I learned about 'Sterotype grading'.

The teacher doesnt read, they skim, and they already know who deserves As or Ds.

I was a victim of this. I was a general A or B student, but I thought the funny kids (D students) were funny and hung out with them. I got stereotype graded. My last paper of the year I completely gave up, the least effort ever. Teacher gave me an A and said 'You improved so much!'

Back in the early dial-up era, when teachers were not tech-savvy, I went online and found a paper exactly matching what I was tasked to write about for a homework assignment. And I regrettably submitted it as-is with no changes. I guess I knew it was cheating, but I likely also thought I was being incredibly clever as I had not heard of anyone ever doing that before. However, another student in the class submitted the same exact paper. I received an A and he received a C.

The teacher likely didn't know that he used to be my best friend growing up, and at some point was more knowledgable with computers than me. He introduced me to things like IRC. But he became one of the most popular kids at school and started distancing himself from me.

After getting our papers back, he came over to brag about how he found his paper online and that's how we discovered we submitted the same exact essay. At that point in time, I thought the teacher must have assumed he copied from me. But I think your explanation is likely more plausible. I guess the teacher just skimmed the papers and graded based on our expected grade.

I have a friend who dealt with this in highschool. The English teacher just copied whatever their grade was from their first assignment onto all other assignments.

It got so bad that his Dad, who was an active English and Spanish teacher at another school, was convinced to write one of his papers for him. He got a D.

I could imagine, I guess that would be a side effect of large class sizes.

An optimization when I was a student was to find out what the teacher thinks and re-affirm those beliefs with a few twists to give an appearance of depth. On occasion, for fun, I would take a dissenting position and I was always punished for it.

I think the entire education system is steeped in orthodoxy such that it's not in its interest to properly teach critical thinking, failing to do so is an emergent behavior / happy accident. There would have to be an environment that would reward students for actual critical thinking and not apparent critical thinking (agreeing with the teacher) and I don't know how to create one, and I especially don't know how to reform the current system.
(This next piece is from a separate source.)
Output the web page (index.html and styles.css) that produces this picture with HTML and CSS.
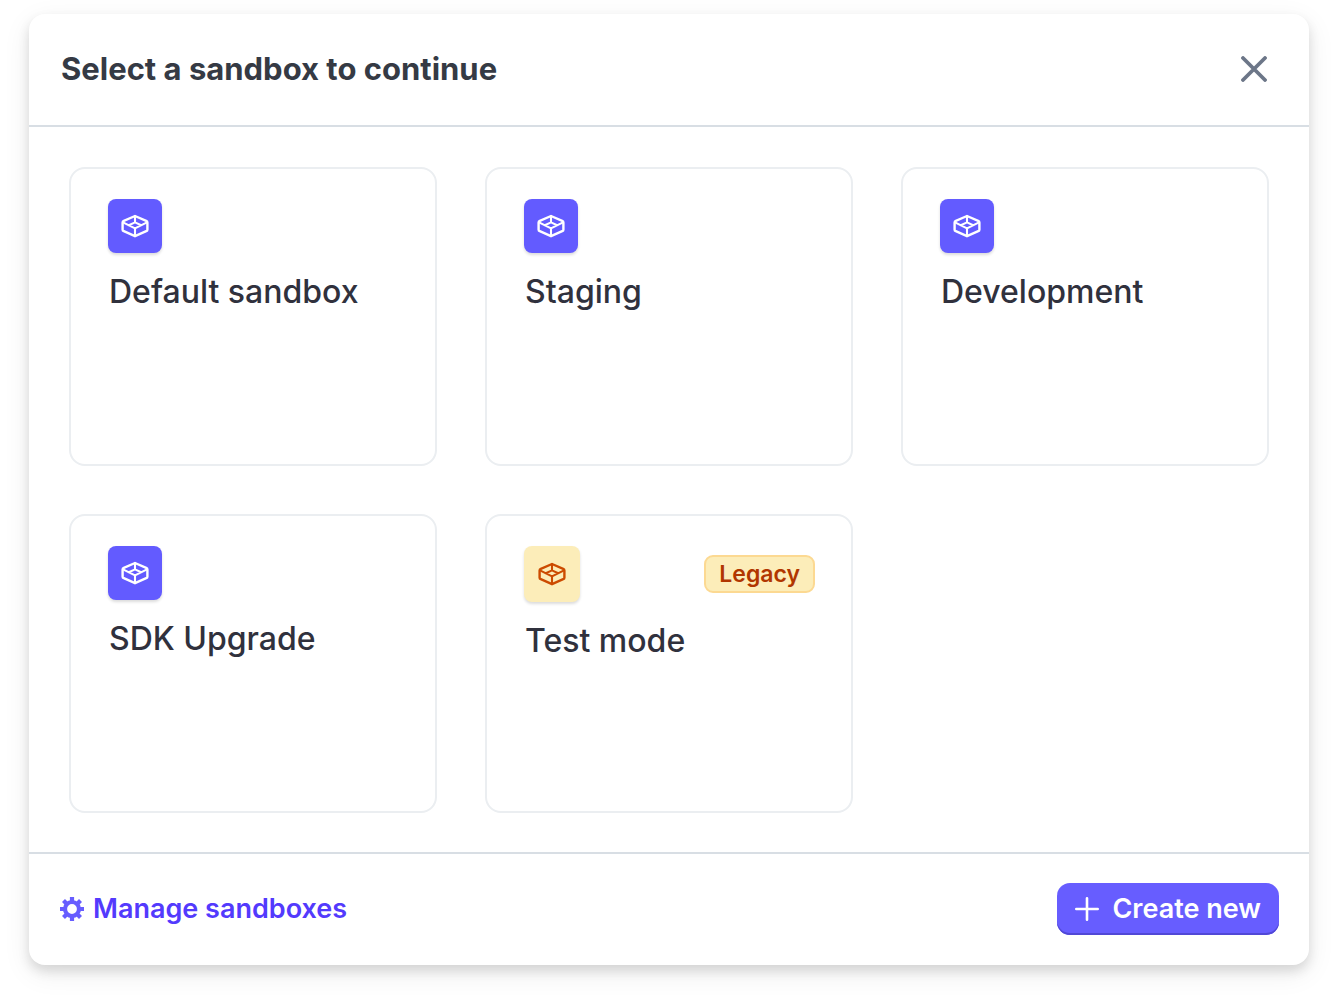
FILE: index.html
```html
<!DOCTYPE html>
<html lang="en">
<head>
<meta charset="utf-8">
<meta name="viewport" content="width=device-width, initial-scale=1">
<title>Select a sandbox</title>
<link rel="stylesheet" href="styles.css">
</head>
<body>
<svg class="sprite" aria-hidden="true">
  <symbol id="sandbox" viewBox="0 0 28 24">
    <g fill="none" stroke="currentColor" stroke-linejoin="round" stroke-linecap="round">
      <path stroke-width="2.4" d="M14 2 25.2 6.8Q26.4 7.3 26.4 8.4V15.7Q26.4 16.8 25.2 17.2L14 22.2 2.8 17.2Q1.6 16.8 1.6 15.7V8.4Q1.6 7.3 2.8 6.8Z"/>
      <path stroke-width="2.1" d="M14 2V8.4M2.5 8.6 14 14.4 25.5 8.6M14 14.4V22M14 8.4 20.2 11.2M14 8.4 7.8 11.2"/>
    </g>
  </symbol>
</svg>
<main class="dialog" role="dialog" aria-labelledby="dialog-title">
  <header class="dialog-header">
    <h1 class="dialog-title" id="dialog-title">Select a sandbox to continue</h1>
    <button class="close" type="button" aria-label="Close">
      <svg width="26" height="26" viewBox="0 0 26 26"><path d="M2 2 24 24M24 2 2 24" fill="none" stroke="currentColor" stroke-width="3.8" stroke-linecap="round"/></svg>
    </button>
  </header>
  <section class="sandboxes">
    <button class="card" type="button">
      <span class="card-top"><span class="tile"><svg class="tile-icon"><use href="#sandbox"/></svg></span></span>
      <span class="card-name">Default sandbox</span>
    </button>
    <button class="card" type="button">
      <span class="card-top"><span class="tile"><svg class="tile-icon"><use href="#sandbox"/></svg></span></span>
      <span class="card-name">Staging</span>
    </button>
    <button class="card" type="button">
      <span class="card-top"><span class="tile"><svg class="tile-icon"><use href="#sandbox"/></svg></span></span>
      <span class="card-name">Development</span>
    </button>
    <button class="card" type="button">
      <span class="card-top"><span class="tile"><svg class="tile-icon"><use href="#sandbox"/></svg></span></span>
      <span class="card-name">SDK Upgrade</span>
    </button>
    <button class="card" type="button">
      <span class="card-top"><span class="tile tile-legacy"><svg class="tile-icon"><use href="#sandbox"/></svg></span><span class="badge">Legacy</span></span>
      <span class="card-name">Test mode</span>
    </button>
  </section>
  <footer class="dialog-footer">
    <a class="manage" href="#manage">
      <svg class="gear" width="24" height="24" viewBox="0 0 24 24"><g fill="none" stroke="currentColor"><circle cx="12" cy="12" r="7" stroke-width="4.2"/><path stroke-width="4.2" d="M12 0V4M12 20V24M0 12H4M20 12H24M3.5 3.5 6.2 6.2M17.8 17.8 20.5 20.5M20.5 3.5 17.8 6.2M6.2 17.8 3.5 20.5"/></g></svg>
      Manage sandboxes
    </a>
    <button class="create" type="button">
      <svg width="24" height="24" viewBox="0 0 24 24"><path d="M12 1.3V22.7M1.3 12H22.7" fill="none" stroke="currentColor" stroke-width="2.6" stroke-linecap="round"/></svg>
      Create new
    </button>
  </footer>
</main>
</body>
</html>
```
FILE: styles.css
```css
* { box-sizing: border-box; }

body {
  margin: 0;
  padding: 14px 27px 40px 29px;
  background: #fff;
  color: #30313d;
  font-family: Inter, "Liberation Sans", sans-serif;
}

button {
  margin: 0;
  border: 0;
  background: none;
  color: inherit;
  font: inherit;
  cursor: pointer;
}

svg { display: block; flex: none; }

.sprite { position: absolute; width: 0; height: 0; }

.dialog {
  border-radius: 16px;
  background: #fff;
  box-shadow: 0 6px 12px rgba(0, 0, 0, 0.12), 0 8px 28px rgba(0, 0, 0, 0.08);
}

.dialog-header {
  display: flex;
  align-items: center;
  justify-content: space-between;
  padding: 31px 34px 32px 32px;
  border-bottom: 2px solid #d8dee4;
}

.dialog-title {
  margin: 0;
  color: #353a44;
  font-size: 31px;
  font-weight: 700;
  line-height: 48px;
}

.close { padding: 8px; color: #6c7688; }

.sandboxes {
  display: grid;
  grid-template-columns: repeat(3, 1fr);
  gap: 48px;
  padding: 40px 40px 39px;
}

.card {
  display: flex;
  flex-direction: column;
  min-height: 299px;
  padding: 30px 36px 30px 37px;
  border: 2px solid #ebeef1;
  border-radius: 16px;
  text-align: left;
}

.card-top {
  display: flex;
  align-items: center;
  justify-content: space-between;
  width: 100%;
}

.tile {
  display: flex;
  align-items: center;
  justify-content: center;
  width: 54px;
  height: 54px;
  border-radius: 8px;
  background: #635bff;
  box-shadow: 0 2px 3px rgba(0, 0, 0, 0.14);
  color: #fff;
}

.tile-legacy {
  width: 56px;
  height: 56px;
  background: #fcedb9;
  color: #cc4b00;
}

.tile-icon { width: 28px; height: 24px; }

.badge {
  padding: 0 13px;
  border: 2px solid #fcd992;
  border-radius: 9px;
  background: #fcedb9;
  color: #b13600;
  font-size: 23px;
  font-weight: 600;
  line-height: 34px;
}

.card-name {
  margin-top: 19px;
  padding-left: 1px;
  font-size: 32px;
  font-weight: 500;
  line-height: 40px;
}

.dialog-footer {
  display: flex;
  align-items: center;
  justify-content: space-between;
  padding: 29px 30px 30px 31px;
  border-top: 2px solid #d8dee4;
}

.manage {
  display: flex;
  align-items: center;
  gap: 9px;
  color: #533afd;
  font-size: 27px;
  font-weight: 600;
  line-height: 40px;
  text-decoration: none;
}

.gear { color: #675dff; }

.create {
  display: flex;
  align-items: center;
  gap: 13px;
  padding: 6px 18px;
  border-radius: 13px;
  background: #675dff;
  box-shadow: inset 0 -2px #5148d6;
  color: #fff;
  font-size: 27px;
  font-weight: 600;
  line-height: 40px;
}
```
I still get a bit of a kick out of the idea that the often proposed solution to the mass academic plagiarism, following the replication crisis, is a mass amnesty - which strangely seems to have tacitly occurred as it's no longer even being discussed.
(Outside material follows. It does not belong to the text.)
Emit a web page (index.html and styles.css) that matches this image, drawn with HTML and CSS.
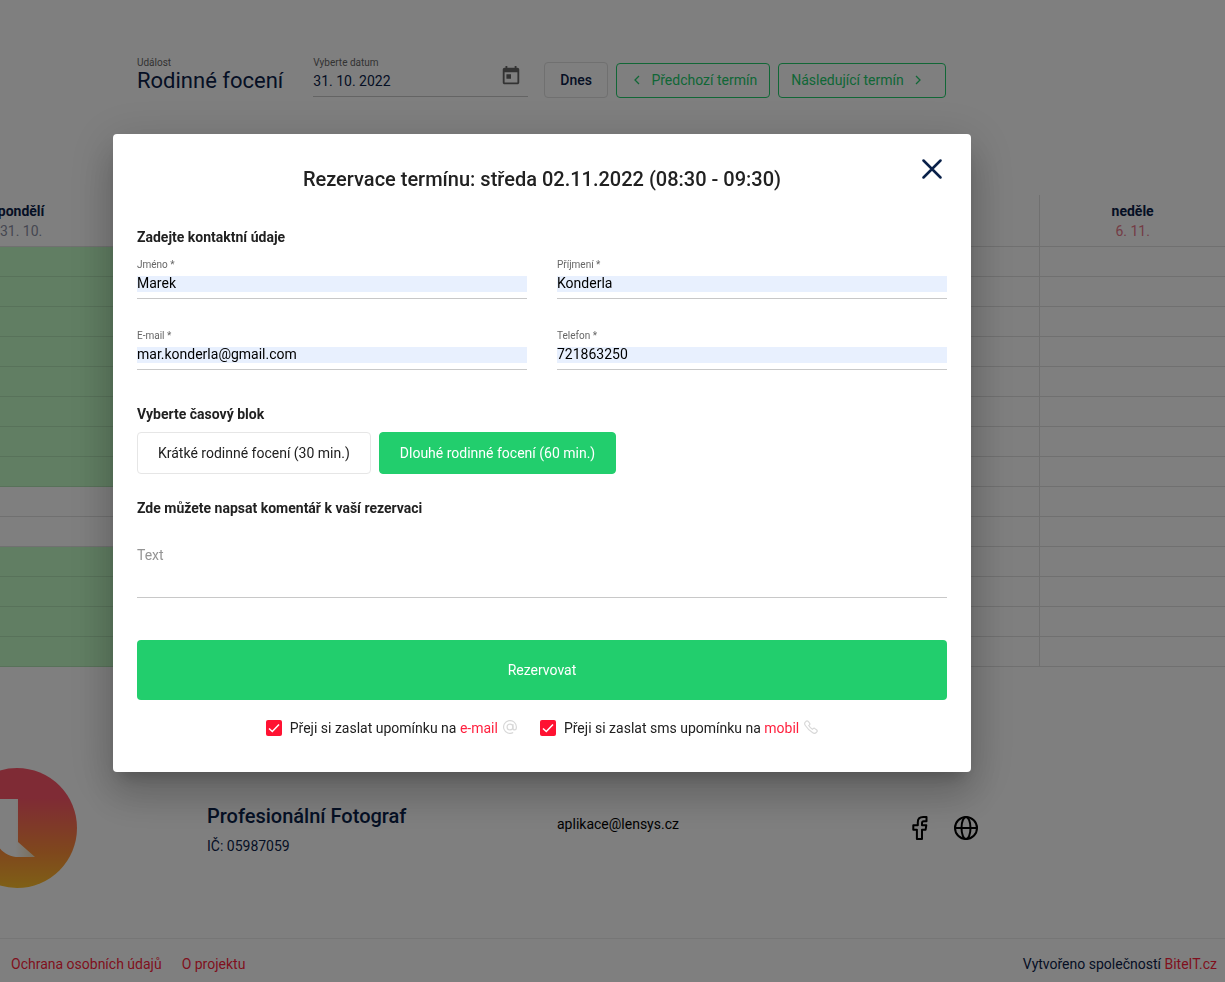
FILE: index.html
```html
<!DOCTYPE html>
<html lang="cs">
<head>
    <meta charset="UTF-8">
    <meta name="viewport" content="width=device-width, initial-scale=1.0">
    <title>Rodinné focení</title>
    <link rel="stylesheet" href="styles.css">
</head>
<body>
    <div class="page">
        <main class="content">
            <header class="toolbar">
                <div class="event">
                    <div class="small-label">Událost</div>
                    <h1>Rodinné focení</h1>
                </div>
                <div class="date-field">
                    <div class="date-text">
                        <label class="small-label" for="date">Vyberte datum</label>
                        <input type="text" id="date" value="31. 10. 2022">
                    </div>
                    <button class="icon-btn" aria-label="Otevřít kalendář">
                        <svg width="22" height="22" viewBox="0 0 24 24" fill="currentColor"><path d="M19 3h-1V1h-2v2H8V1H6v2H5c-1.1 0-2 .9-2 2v14c0 1.1.9 2 2 2h14c1.1 0 2-.9 2-2V5c0-1.1-.9-2-2-2zm0 16H5V8h14v11zM7 10h5v5H7z"/></svg>
                    </button>
                </div>
                <div class="toolbar-buttons">
                    <button class="btn btn-today">Dnes</button>
                    <button class="btn btn-outline">
                        <svg width="10" height="10" viewBox="0 0 10 10"><path d="M7 1L3 5l4 4"/></svg>
                        Předchozí termín
                    </button>
                    <button class="btn btn-outline btn-next">
                        Následující termín
                        <svg width="10" height="10" viewBox="0 0 10 10"><path d="M3 1l4 4-4 4"/></svg>
                    </button>
                </div>
            </header>

            <table class="calendar">
                <thead>
                    <tr>
                        <th>pondělí<span>31. 10.</span></th>
                        <th></th>
                        <th></th>
                        <th></th>
                        <th></th>
                        <th></th>
                        <th class="sunday">neděle<span>6. 11.</span></th>
                    </tr>
                </thead>
                <tbody>
                    <tr><td class="free"></td><td></td><td></td><td></td><td></td><td></td><td></td></tr>
                    <tr><td class="free"></td><td></td><td></td><td></td><td></td><td></td><td></td></tr>
                    <tr><td class="free"></td><td></td><td></td><td></td><td></td><td></td><td></td></tr>
                    <tr><td class="free"></td><td></td><td></td><td></td><td></td><td></td><td></td></tr>
                    <tr><td class="free"></td><td></td><td></td><td></td><td></td><td></td><td></td></tr>
                    <tr><td class="free"></td><td></td><td></td><td></td><td></td><td></td><td></td></tr>
                    <tr><td class="free"></td><td></td><td></td><td></td><td></td><td></td><td></td></tr>
                    <tr><td class="free"></td><td></td><td></td><td></td><td></td><td></td><td></td></tr>
                    <tr><td></td><td></td><td></td><td></td><td></td><td></td><td></td></tr>
                    <tr><td></td><td></td><td></td><td></td><td></td><td></td><td></td></tr>
                    <tr><td class="free"></td><td></td><td></td><td></td><td></td><td></td><td></td></tr>
                    <tr><td class="free"></td><td></td><td></td><td></td><td></td><td></td><td></td></tr>
                    <tr><td class="free"></td><td></td><td></td><td></td><td></td><td></td><td></td></tr>
                    <tr><td class="free"></td><td></td><td></td><td></td><td></td><td></td><td></td></tr>
                </tbody>
            </table>

            <section class="company">
                <svg class="logo" width="120" height="120" viewBox="0 0 120 120">
                    <defs>
                        <linearGradient id="sunset" x1="0" y1="0" x2="0" y2="1">
                            <stop offset="0.25" stop-color="#ff566a"/>
                            <stop offset="0.7" stop-color="#ff8f3a"/>
                            <stop offset="1" stop-color="#ffc02c"/>
                        </linearGradient>
                        <linearGradient id="fold" x1="0" y1="0" x2="1" y2="0">
                            <stop offset="0.5" stop-color="#fff"/>
                            <stop offset="1" stop-color="#f3dcb4"/>
                        </linearGradient>
                    </defs>
                    <circle cx="60" cy="60" r="60" fill="url(#sunset)"/>
                    <path d="M38 31h23v43l17 15H62C50 89 42 82 38 72z" fill="url(#fold)"/>
                </svg>
                <div class="company-name">
                    <h2>Profesionální Fotograf</h2>
                    <p>IČ: 05987059</p>
                </div>
                <p class="company-mail">aplikace@lensys.cz</p>
                <div class="social">
                    <a href="#" aria-label="Facebook">
                        <svg width="24" height="24" viewBox="0 0 24 24"><path d="M18.5 1h-3.300c-3.700 0-5.400 2.300-5.400 5.200v3.100H5.300v4.400h3.600V23h5.100v-9.300h3.600l.7-4.400h-4.300V7.100c0-1.300.6-1.900 1.800-1.900h2.700z"/></svg>
                    </a>
                    <a href="#" aria-label="Web">
                        <svg width="24" height="24" viewBox="0 0 24 24"><circle cx="12" cy="12" r="11"/><path d="M1 12h22"/><ellipse cx="12" cy="12" rx="4.5" ry="11"/></svg>
                    </a>
                </div>
            </section>
        </main>

        <footer class="bottom-bar">
            <nav>
                <a href="#">Ochrana osobních údajů</a>
                <a href="#">O projektu</a>
            </nav>
            <p>Vytvořeno společností <a href="#">BiteIT.cz</a></p>
        </footer>
    </div>

    <div class="overlay">
        <form class="modal" role="dialog" aria-labelledby="modal-title">
            <button type="button" class="close" aria-label="Zavřít">
                <svg width="20" height="20" viewBox="0 0 20 20"><path d="M1.500 1.500l17 17M18.500 1.500l-17 17"/></svg>
            </button>
            <h2 class="modal-title" id="modal-title">Rezervace termínu: středa 02.11.2022 (08:30 - 09:30)</h2>

            <h3>Zadejte kontaktní údaje</h3>
            <div class="fields">
                <div class="field">
                    <label class="small-label" for="firstName">Jméno *</label>
                    <input type="text" id="firstName" value="Marek">
                </div>
                <div class="field">
                    <label class="small-label" for="lastName">Příjmení *</label>
                    <input type="text" id="lastName" value="Konderla">
                </div>
                <div class="field">
                    <label class="small-label" for="email">E-mail *</label>
                    <input type="email" id="email" value="mar.konderla@gmail.com">
                </div>
                <div class="field">
                    <label class="small-label" for="phone">Telefon *</label>
                    <input type="tel" id="phone" value="721863250">
                </div>
            </div>

            <h3>Vyberte časový blok</h3>
            <div class="blocks">
                <button type="button" class="block">Krátké rodinné focení (30 min.)</button>
                <button type="button" class="block selected">Dlouhé rodinné focení (60 min.)</button>
            </div>

            <h3><label for="comment">Zde můžete napsat komentář k vaší rezervaci</label></h3>
            <textarea id="comment" placeholder="Text"></textarea>

            <button type="submit" class="submit">Rezervovat</button>

            <div class="reminders">
                <label>
                    <input type="checkbox" checked>
                    <span>Přeji si zaslat upomínku na <em>e-mail</em></span>
                    <svg width="14" height="14" viewBox="0 0 24 24"><circle cx="12" cy="12" r="5"/><path d="M17 7v6.500c0 2 1.200 3.500 3 3.500s3-1.800 3-5A11 11 0 1 0 17.500 21.500"/></svg>
                </label>
                <label>
                    <input type="checkbox" checked>
                    <span>Přeji si zaslat sms upomínku na <em>mobil</em></span>
                    <svg width="14" height="14" viewBox="0 0 24 24"><path d="M15 22c1.800 1.200 4.500 1 6-.6l.9-1c.9-.9.9-2.300 0-3.200l-3-2.500c-.9-.9-2.300-.9-3.200 0l-1.200 1.200c-2.500-1.500-4.900-3.900-6.400-6.400l1.200-1.200c.9-.9.9-2.300 0-3.200L6.800 2.100c-.9-.9-2.300-.9-3.200 0l-1 1C1 4.600.8 7.200 2 9c3.400 5.200 7.800 9.600 13 13z"/></svg>
                </label>
            </div>
        </form>
    </div>
</body>
</html>
```
FILE: styles.css
```css
* {
    margin: 0;
    padding: 0;
    box-sizing: border-box;
}

body {
    font-family: Roboto, "Liberation Sans", sans-serif;
    font-size: 14px;
    line-height: 20px;
    color: #0a2149;
    background: white;
}

button,
input,
textarea {
    font: inherit;
    color: inherit;
    background: none;
    border: none;
    outline: none;
}

button {
    cursor: pointer;
}

a {
    color: #ff1f3d;
    text-decoration: none;
}

.small-label {
    display: block;
    font-size: 10px;
    line-height: 14px;
    color: #666;
}

.page {
    min-height: 100vh;
    display: flex;
    flex-direction: column;
    overflow: hidden;
}

/* the week view is wider than the window and starts left of it */
.content {
    flex: 1;
    margin-left: -72px;
}

.toolbar {
    display: flex;
    align-items: flex-start;
    padding: 56px 0 0 209px;
    height: 195px;
}

.event {
    margin-right: 30px;
}

.event h1 {
    font-size: 22px;
    font-weight: 400;
    line-height: 22px;
    white-space: nowrap;
}

.date-field {
    display: flex;
    width: 215px;
    height: 41px;
    margin-right: 16px;
    border-bottom: 1px solid #c8c8c8;
}

.date-text {
    flex: 1;
}

.date-text input {
    width: 100%;
    height: 16px;
    margin-top: 3px;
    line-height: 16px;
    display: block;
}

.icon-btn {
    width: 22px;
    height: 22px;
    margin: 9px 6px 0 0;
    color: #666;
}

.toolbar-buttons {
    display: flex;
    align-items: flex-end;
    gap: 8px;
    padding-top: 6px;
}

.btn {
    height: 35px;
    padding: 0 12px;
    font-weight: 500;
    border: 1px solid #22ce6d;
    border-radius: 4px;
    white-space: nowrap;
}

.btn-today {
    height: 36px;
    padding: 0 15px;
    border-color: #e0e0e0;
}

.btn-outline {
    font-weight: 400;
    color: #22ce6d;
    padding: 0 12px 2px 15px;
}

.btn-outline svg {
    margin-right: 6px;
    fill: none;
    stroke: currentColor;
    stroke-width: 1.3;
}

.btn-next {
    padding: 0 22px 2px 12px;
}

.btn-next svg {
    margin: 0 0 0 6px;
}

.calendar {
    width: 100%;
    table-layout: fixed;
    border-collapse: collapse;
}

.calendar th {
    height: 51px;
    padding-top: 6px;
    font-weight: 700;
    vertical-align: top;
}

.calendar th span {
    display: block;
    font-weight: 400;
    color: #8b8fa3;
}

.calendar th.sunday span {
    color: #e8788a;
}

.calendar th,
.calendar td {
    border-left: 1px solid #e0e0e0;
    border-bottom: 1px solid #e0e0e0;
}

.calendar td {
    height: 30px;
}

.calendar td.free {
    background: #c2fcc6;
    border-color: #b0e4b4;
}

.company {
    display: grid;
    grid-template-columns: 250px 350px 351px auto;
    padding: 101px 0 50px 29px;
}

.company-name {
    padding-top: 36px;
}

.company-name h2 {
    font-size: 20px;
    font-weight: 500;
    line-height: 24px;
    margin-bottom: 8px;
}

.company-mail {
    padding-top: 46px;
    color: black;
}

.social {
    display: flex;
    align-items: flex-start;
    gap: 22px;
    padding-top: 48px;
}

.social svg {
    display: block;
    fill: none;
    stroke: black;
    stroke-width: 2;
    stroke-linejoin: round;
}

.bottom-bar {
    display: flex;
    justify-content: space-between;
    padding: 15px 8px 8px 11px;
    border-top: 1px solid #ececec;
}

.bottom-bar nav {
    display: flex;
    gap: 20px;
}

.overlay {
    position: fixed;
    inset: 0;
    display: flex;
    justify-content: center;
    align-items: flex-start;
    padding: 134px 141px 0 0;
    background: rgba(0, 0, 0, 0.5);
    overflow: auto;
}

.modal {
    position: relative;
    width: 100%;
    max-width: 858px;
    padding: 32px 24px 34px;
    background: white;
    color: #212121;
    border-radius: 4px;
    box-shadow: 0 11px 15px -7px rgba(0,0,0,0.2), 0 24px 38px 3px rgba(0,0,0,0.14), 0 9px 46px 8px rgba(0,0,0,0.12);
}

.close {
    position: absolute;
    top: 25px;
    right: 29px;
    width: 20px;
    height: 20px;
}

.close svg {
    display: block;
    stroke: #0a2149;
    stroke-width: 2.5;
    stroke-linecap: round;
}

.modal-title {
    font-size: 20px;
    font-weight: 500;
    line-height: 26px;
    text-align: center;
    margin-bottom: 35px;
}

.modal h3 {
    font-size: 14px;
    font-weight: 700;
    line-height: 20px;
}

.fields {
    display: grid;
    grid-template-columns: 1fr 1fr;
    gap: 30px;
    margin: 11px 0 34px;
}

.field {
    padding-bottom: 6px;
    border-bottom: 1px solid #c8c8c8;
}

.field input {
    display: block;
    width: 100%;
    height: 16px;
    margin-top: 4px;
    padding-bottom: 2px;
    line-height: 14px;
    color: black;
    background: #e8f0fe;
}

.blocks {
    display: flex;
    gap: 8px;
    margin: 8px 0 24px;
}

.block {
    height: 42px;
    padding: 0 20px;
    border: 1px solid #e6e6e6;
    border-radius: 4px;
}

.block.selected {
    color: white;
    background: #22ce6d;
    border-color: #22ce6d;
}

textarea {
    display: block;
    width: 100%;
    height: 53px;
    margin-top: 27px;
    border-bottom: 1px solid #c8c8c8;
    resize: none;
}

textarea::placeholder {
    color: #949494;
}

.submit {
    display: block;
    width: 100%;
    height: 60px;
    margin: 42px 0 18px;
    color: white;
    background: #22ce6d;
    border-radius: 4px;
}

.reminders {
    display: flex;
    justify-content: center;
    gap: 23px;
}

.reminders label {
    display: flex;
    align-items: center;
}

.reminders input {
    appearance: none;
    width: 16px;
    height: 16px;
    margin-right: 8px;
    border-radius: 2px;
    background: #ff1232;
}

/* tick inside the red box */
.reminders input:checked {
    background-image: url("data:image/svg+xml,%3Csvg xmlns='http://www.w3.org/2000/svg' viewBox='0 0 16 16'%3E%3Cpath d='M3 8.500l3.300 3L13 4.500' fill='none' stroke='white' stroke-width='1.500'/%3E%3C/svg%3E");
}

.reminders em {
    font-style: normal;
    color: #ff1f3d;
}

.reminders svg {
    margin: 0 0 2px 5px;
    fill: none;
    stroke: #d8d8d8;
    stroke-width: 2;
}
```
My literature teacher started reading my essays when I turned a report on Dante's Inferno into a crossover with Doom.
You failed to establish the link between giving up and getting bad grades from hanging out with the funny kids and how any of that is even remotely caused by stereotyping.
I think that is a misreading, they got good grades due their prior stereotype of 'A' student despite doing 'D' student effort.
If their grades never changed it could be they're better at writing than they think, even with low effort.
That scenario seems rather contorted, seems like taste is important part of writing a good essay.
I see what you are saying now. It should be clarified.
That’s not universal. Mine hammered on “it’s better to be interestingly wrong than boringly correct.” Equivocating waffles were returned ungraded.
That's strange. For me the persuasive essay with clear thesis and supporting evidence was the major format that was pushed.
My experience as well and this was at public school. I really thought that was the only way to write a good essay.
My Dad had a professor that would take an essay, place it on a scale, and then give a grade based on the weight of the paper.
Even through college I've found that it's hard to optimize for grades vs learning. I've had teachers spite me for disagreeing with them.

Then I developed a formula that essentially went, "While {common sense assertion is true}, we need to consider the nuanced implications of {regurgitated pros/cons}." Combined with the smooth fluff and flow from using speech recognition with minimal edits, suddenly the A's started rolling in. I later found this of course works wonderfully with standardized testing essays in the GRE and GMAT.

Edit: I realize now why I get (even if I don't fully agree with) the 'stochastic parrot' dismissal of language transformer models, I basically lived it.

This is my experience as well. I remember one day completely zoning out and writing pages of drivel "defining what it means to be a X" or whatever. Got an A+. After that I realized professors didn't care about my original thoughts or ideas, but rather the appearance that I was thinking through the prompt deeply.